What are the limits presently achieved in terms of radial velocity precision? Several sources of noise can be identified:
The global budget of all these errors is difficult to determine. The best estimation of the lower limit of the quadratic sum of the different components of the noise is provided by the residuals observed around fitted radial velocity curves. Several stars with a very large number of velocity measurements spanning several years have residuals with a dispersion as low as 0.6 m s−1 (when binning the data over a few days). For stars with larger chromospheric activity, we can obviously have larger residuals.
This is the precision presently achieved for the HARPS program, for which we have derived preliminary results for the population of low mass planets, as discussed in the next section. If we are searching for low-mass planets on rather long periods, it could be useful to bin the measurements done on N consecutive nights. This procedure could help to damp the noise induced by chromospheric activity, with a time scale comparable to the stellar rotation period. First experiments done on stars with a large number of measurements have shown that the residuals decrease to 0.3–0.5 m s−1 after binning over ten consecutive nights.
We are still far from having a detailed and unbiased view of the population of planets with masses in the range of super-Earths and Neptunes. Nevertheless, we can already notice a few emerging properties. The study of planet hosts themselves also provide additional information to constrain planet formation. In particular the metallicity of the parent stars seems to be of prime importance for models of planetary formation.

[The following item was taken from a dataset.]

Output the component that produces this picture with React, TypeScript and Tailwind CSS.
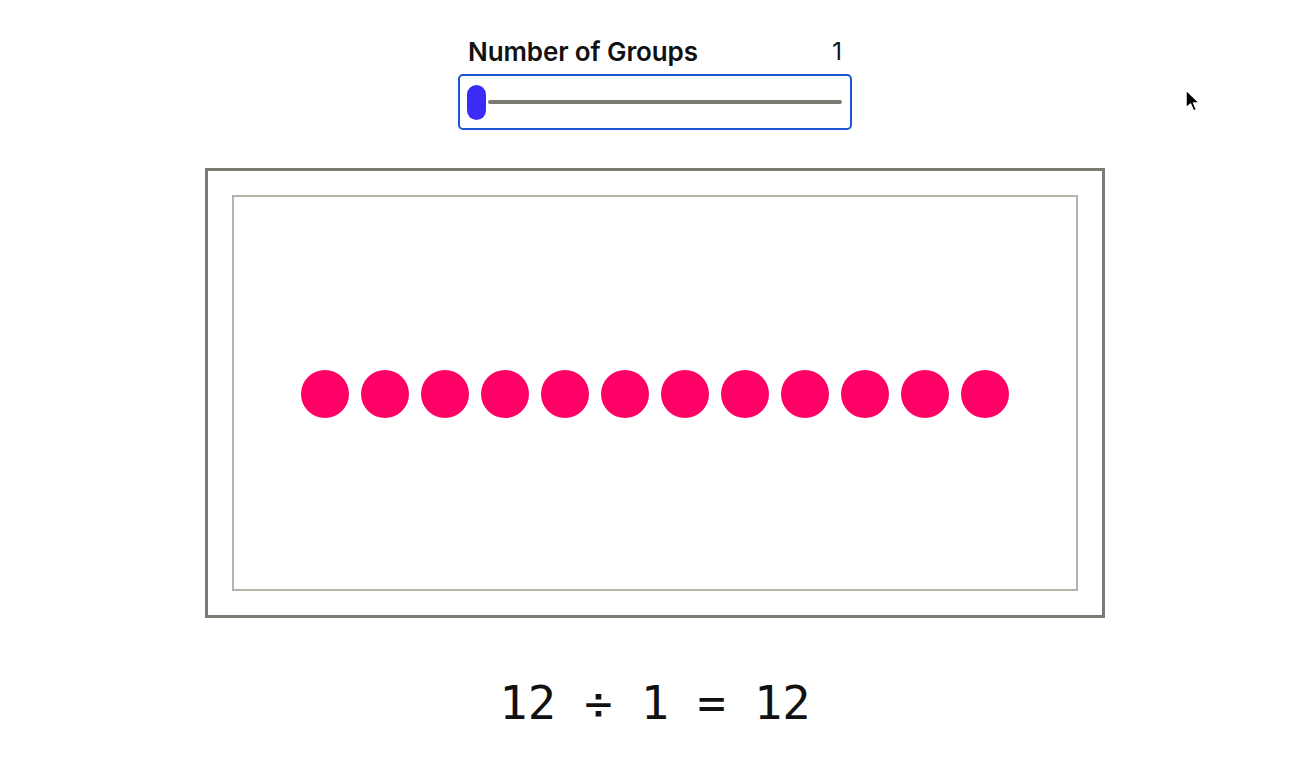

The mass distribution of all detected planets is illustrated in Fig. 2. In this plot the contribution of the HARPS program for the detection of very low mass planets is evident. Due to the better detection sensitivity of Doppler spectroscopy for massive and/or short period planets, we still have a strong bias against the detection of low-mass planets, especially if they are on long-period orbits.
The bimodal aspect of the mass distribution is a clear indication that the decrease of the distribution for masses less than about one mass of Jupiter is not the result of a detection bias, but is real. The extrapolation by a power-law distribution, as for example f(m) ~ m−1, to estimate the number of planets with a mass smaller than the mass of Jupiter is certainly not justified. The observed bimodal shape of the mass distribution from gaseous giant planets to the super-Earth regime provides an interesting constraint for planetary formation scenarios. The planetary formation simulations carried out by Mordasini et al. (2009a,b) also predict a bimodal distribution for that range of planetary mass. In addition these simulations also predict a sharp rise in the mass distribution at a few Earth masses and below. This domain of mass is still at the limit of present instrumental sensitivity. Nevertheless, once again the expected shape of this theoretical mass distribution from 10 down to 1 M⊕ is clearly not an exponential and any estimate of the frequency of Earth-twins based on an exponential extrapolation is completely unjustified.
With the HARPS data presently available from the high-precision sample, we have 48 stars with well-characterized planetary systems. More than 50 % of these systems are multiplanetary. Four of them have 4 planets and the amazing system HD 10180 is the host of 7 planets (Lovis et al. 2011a), one of them having a mass as small as 1.5 M⊕.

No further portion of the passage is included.